Return all lines with the word "styles" in them.

### Dataset content

* * *

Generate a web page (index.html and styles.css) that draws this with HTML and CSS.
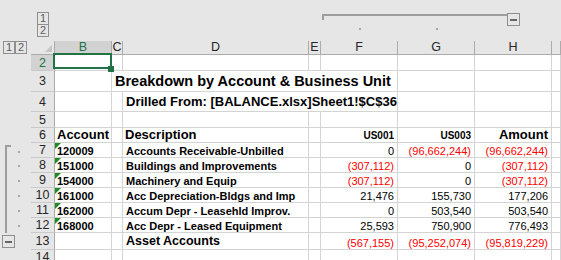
FILE: index.html
```html
<!DOCTYPE html>
<html lang="en">
<head>
  <meta charset="UTF-8" />
  <meta name="viewport" content="width=device-width, initial-scale=1.0" />
  <title>Breakdown by Account &amp; Business Unit</title>
  <link rel="stylesheet" href="styles.css">
</head>
<body>
  <div class="sheet">
    <!-- column outline band -->
    <div class="band"></div>
    <div class="band levels-v"><span class="lvl">1</span><span class="lvl">2</span></div>
    <div class="band span4"></div>
    <div class="band colgroup">
      <div class="obar"><div class="oline"></div><div class="obtn"><i></i></div></div>
      <div class="odots"><i></i><i></i></div>
    </div>
    <div class="band"></div>

    <!-- column headers -->
    <div class="gut levels-h"><span class="lvl">1</span><span class="lvl">2</span></div>
    <div class="hd corner"></div>
    <div class="hd on">B</div>
    <div class="hd">C</div>
    <div class="hd">D</div>
    <div class="hd">E</div>
    <div class="hd">F</div>
    <div class="hd">G</div>
    <div class="hd">H</div>
    <div class="hd"></div>

    <!-- row 2 -->
    <div class="gut"></div>
    <div class="rh on">2</div>
    <div class="c sel"></div>
    <div class="c"></div><div class="c"></div><div class="c"></div>
    <div class="c"></div><div class="c"></div><div class="c"></div><div class="c"></div>

    <!-- row 3 -->
    <div class="gut"></div>
    <div class="rh">3</div>
    <div class="c"></div>
    <div class="c span4 title">Breakdown by Account &amp; Business Unit</div>
    <div class="c"></div><div class="c"></div><div class="c"></div>

    <!-- row 4 -->
    <div class="gut"></div>
    <div class="rh">4</div>
    <div class="c"></div>
    <div class="c"></div>
    <div class="c span3 sub">Drilled From: [BALANCE.xlsx]Sheet1!$C$36</div>
    <div class="c"></div><div class="c"></div><div class="c"></div>

    <!-- row 5 -->
    <div class="gut"></div>
    <div class="rh">5</div>
    <div class="c"></div><div class="c"></div><div class="c"></div><div class="c"></div>
    <div class="c"></div><div class="c"></div><div class="c"></div><div class="c"></div>

    <!-- row 6 -->
    <div class="gut"></div>
    <div class="rh">6</div>
    <div class="c head">Account</div>
    <div class="c"></div>
    <div class="c head">Description</div>
    <div class="c"></div>
    <div class="c num unit">US001</div>
    <div class="c num unit">US003</div>
    <div class="c num head">Amount</div>
    <div class="c"></div>

    <!-- row 7 -->
    <div class="gut grp first"><i class="dot"></i></div>
    <div class="rh">7</div>
    <div class="c acct">120009</div>
    <div class="c"></div>
    <div class="c desc">Accounts Receivable-Unbilled</div>
    <div class="c"></div>
    <div class="c num">0</div>
    <div class="c num neg">(96,662,244)</div>
    <div class="c num neg">(96,662,244)</div>
    <div class="c"></div>

    <!-- row 8 -->
    <div class="gut grp"><i class="dot"></i></div>
    <div class="rh">8</div>
    <div class="c acct">151000</div>
    <div class="c"></div>
    <div class="c desc">Buildings and Improvements</div>
    <div class="c"></div>
    <div class="c num neg">(307,112)</div>
    <div class="c num">0</div>
    <div class="c num neg">(307,112)</div>
    <div class="c"></div>

    <!-- row 9 -->
    <div class="gut grp"><i class="dot"></i></div>
    <div class="rh">9</div>
    <div class="c acct">154000</div>
    <div class="c"></div>
    <div class="c desc">Machinery and Equip</div>
    <div class="c"></div>
    <div class="c num neg">(307,112)</div>
    <div class="c num">0</div>
    <div class="c num neg">(307,112)</div>
    <div class="c"></div>

    <!-- row 10 -->
    <div class="gut grp"><i class="dot"></i></div>
    <div class="rh">10</div>
    <div class="c acct">161000</div>
    <div class="c"></div>
    <div class="c desc">Acc Depreciation-Bldgs and Imp</div>
    <div class="c"></div>
    <div class="c num">21,476</div>
    <div class="c num">155,730</div>
    <div class="c num">177,206</div>
    <div class="c"></div>

    <!-- row 11 -->
    <div class="gut grp"><i class="dot"></i></div>
    <div class="rh">11</div>
    <div class="c acct">162000</div>
    <div class="c"></div>
    <div class="c desc">Accum Depr - Leasehld Improv.</div>
    <div class="c"></div>
    <div class="c num">0</div>
    <div class="c num">503,540</div>
    <div class="c num">503,540</div>
    <div class="c"></div>

    <!-- row 12 -->
    <div class="gut grp"><i class="dot"></i></div>
    <div class="rh">12</div>
    <div class="c acct">168000</div>
    <div class="c"></div>
    <div class="c desc">Acc Depr - Leased Equipment</div>
    <div class="c"></div>
    <div class="c num">25,593</div>
    <div class="c num">750,900</div>
    <div class="c num">776,493</div>
    <div class="c"></div>

    <!-- row 13 -->
    <div class="gut"><span class="mbtn"><i></i></span></div>
    <div class="rh">13</div>
    <div class="c"></div>
    <div class="c"></div>
    <div class="c total">Asset Accounts</div>
    <div class="c"></div>
    <div class="c num neg">(567,155)</div>
    <div class="c num neg">(95,252,074)</div>
    <div class="c num neg">(95,819,229)</div>
    <div class="c"></div>

    <!-- row 14 -->
    <div class="gut"></div>
    <div class="rh">14</div>
    <div class="c"></div><div class="c"></div><div class="c"></div><div class="c"></div>
    <div class="c"></div><div class="c"></div><div class="c"></div><div class="c"></div>
  </div>
</body>
</html>
```

FILE: styles.css
```css
html, body {
  margin: 0;
  height: 100%;
  overflow: hidden;
}
body {
  background: #e6e6e6;
  font-family: "Liberation Sans", Arial, sans-serif;
  color: #000;
}
.sheet {
  height: 100vh;
  display: grid;
  grid-template-columns: 31px 24px 57px 11px 186px 12px 77px 77px 77px 1fr;
  grid-template-rows: 41px 14px 16px 21px 20px 16px 15px repeat(6, 15px) 17px 1fr;
}
.sheet > div {
  box-sizing: border-box;
  min-width: 0;
}
.span4 {
  grid-column: span 4;
}
.span3 {
  grid-column: span 3;
}

/* outline band */
.band {
  background: #e6e6e6;
}
.levels-v {
  display: flex;
  flex-direction: column;
  align-items: center;
  padding-top: 12px;
}
.levels-h {
  display: flex;
  align-items: flex-start;
  padding-left: 3px;
}
.lvl {
  width: 12px;
  height: 13px;
  box-sizing: border-box;
  border: 1px solid #8f8f8f;
  color: #5c5c5c;
  font-size: 11px;
  line-height: 11px;
  text-align: center;
}
.levels-v .lvl + .lvl {
  margin-top: -1px;
}
.colgroup {
  grid-column: span 3;
  padding-top: 13px;
}
.obar {
  display: flex;
  align-items: flex-start;
}
.oline {
  flex: 1;
  margin: 1px 0 0 1px;
  height: 6px;
  border-top: 2px solid #9d9d9d;
  border-left: 2px solid #9d9d9d;
  box-sizing: border-box;
}
.obtn, .mbtn {
  width: 13px;
  height: 13px;
  box-sizing: border-box;
  border: 1px solid #8f8f8f;
  display: flex;
  align-items: center;
  justify-content: center;
}
.obtn {
  margin-right: 32px;
}
.obtn i, .mbtn i {
  width: 7px;
  height: 2px;
  background: #666;
}
.odots {
  display: grid;
  grid-template-columns: 77px 77px;
  margin-top: 2px;
}
.odots i, .dot {
  width: 2px;
  height: 2px;
  background: #a8a8a8;
  justify-self: center;
}

/* left gutter */
.gut {
  background: #e6e6e6;
}
.grp {
  margin-left: 5px;
  border-left: 2px solid #9d9d9d;
  padding-left: 11px;
  display: flex;
  align-items: center;
}
.first {
  margin-top: 2px;
  background: linear-gradient(#9d9d9d, #9d9d9d) 0 0 / 4px 2px no-repeat;
}
.mbtn {
  margin: 2px 0 0 2px;
}

/* headers */
.hd {
  background: #e6e6e6;
  border-right: 1px solid #ababab;
  border-bottom: 1px solid #ababab;
  font-size: 12.5px;
  line-height: 13px;
  text-align: center;
  color: #262626;
}
.hd.on {
  background: #d2d2d2;
  color: #217346;
}
.corner {
  display: flex;
  justify-content: flex-end;
  align-items: flex-end;
  padding: 0 2px 2px 0;
}
.corner::after {
  content: '';
  border-left: 7px solid transparent;
  border-bottom: 7px solid #c4c4c4;
}
.rh {
  background: #e6e6e6;
  border-right: 1px solid #ababab;
  border-bottom: 1px solid #cacaca;
  font-size: 12.5px;
  text-align: center;
  color: #262626;
  display: flex;
  align-items: center;
  justify-content: center;
}
.rh.on {
  background: #d2d2d2;
  color: #217346;
}

/* cells */
.c {
  background: #fff;
  border-right: 1px solid #d4d4d4;
  border-bottom: 1px solid #d4d4d4;
  display: flex;
  align-items: flex-end;
  padding: 0 2px;
  white-space: nowrap;
  font-size: 11px;
}
.num {
  justify-content: flex-end;
  padding-right: 3px;
}
.neg {
  color: #f00;
}
.title {
  font-size: 14.5px;
  font-weight: bold;
  padding: 0 3px 2px;
}
.sub {
  font-size: 13px;
  font-weight: bold;
  padding: 0 3px 2px;
}
.head {
  font-size: 13px;
  font-weight: bold;
}
.unit {
  font-size: 10px;
  font-weight: bold;
  padding-bottom: 1px;
}
.desc {
  font-weight: bold;
  padding-left: 3px;
}
.total {
  font-size: 12.5px;
  font-weight: bold;
  padding: 0 3px 1px;
}
.acct {
  font-weight: bold;
  position: relative;
  padding-left: 2px;
}
.acct::before {
  content: '';
  position: absolute;
  left: 0;
  top: 0;
  border-top: 6px solid #1f8b24;
  border-right: 6px solid transparent;
}
.sel {
  position: relative;
}
.sel::before {
  content: '';
  position: absolute;
  left: -2px;
  top: -2px;
  right: -1px;
  bottom: 1px;
  border: 2px solid #217346;
}
.sel::after {
  content: '';
  position: absolute;
  right: -3px;
  bottom: -2px;
  width: 6px;
  height: 6px;
  background: #217346;
}
```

* * *

### Task result
Generate a web page (index.html and styles.css) that draws this with HTML and CSS.
  <link rel="stylesheet" href="styles.css">
FILE: styles.css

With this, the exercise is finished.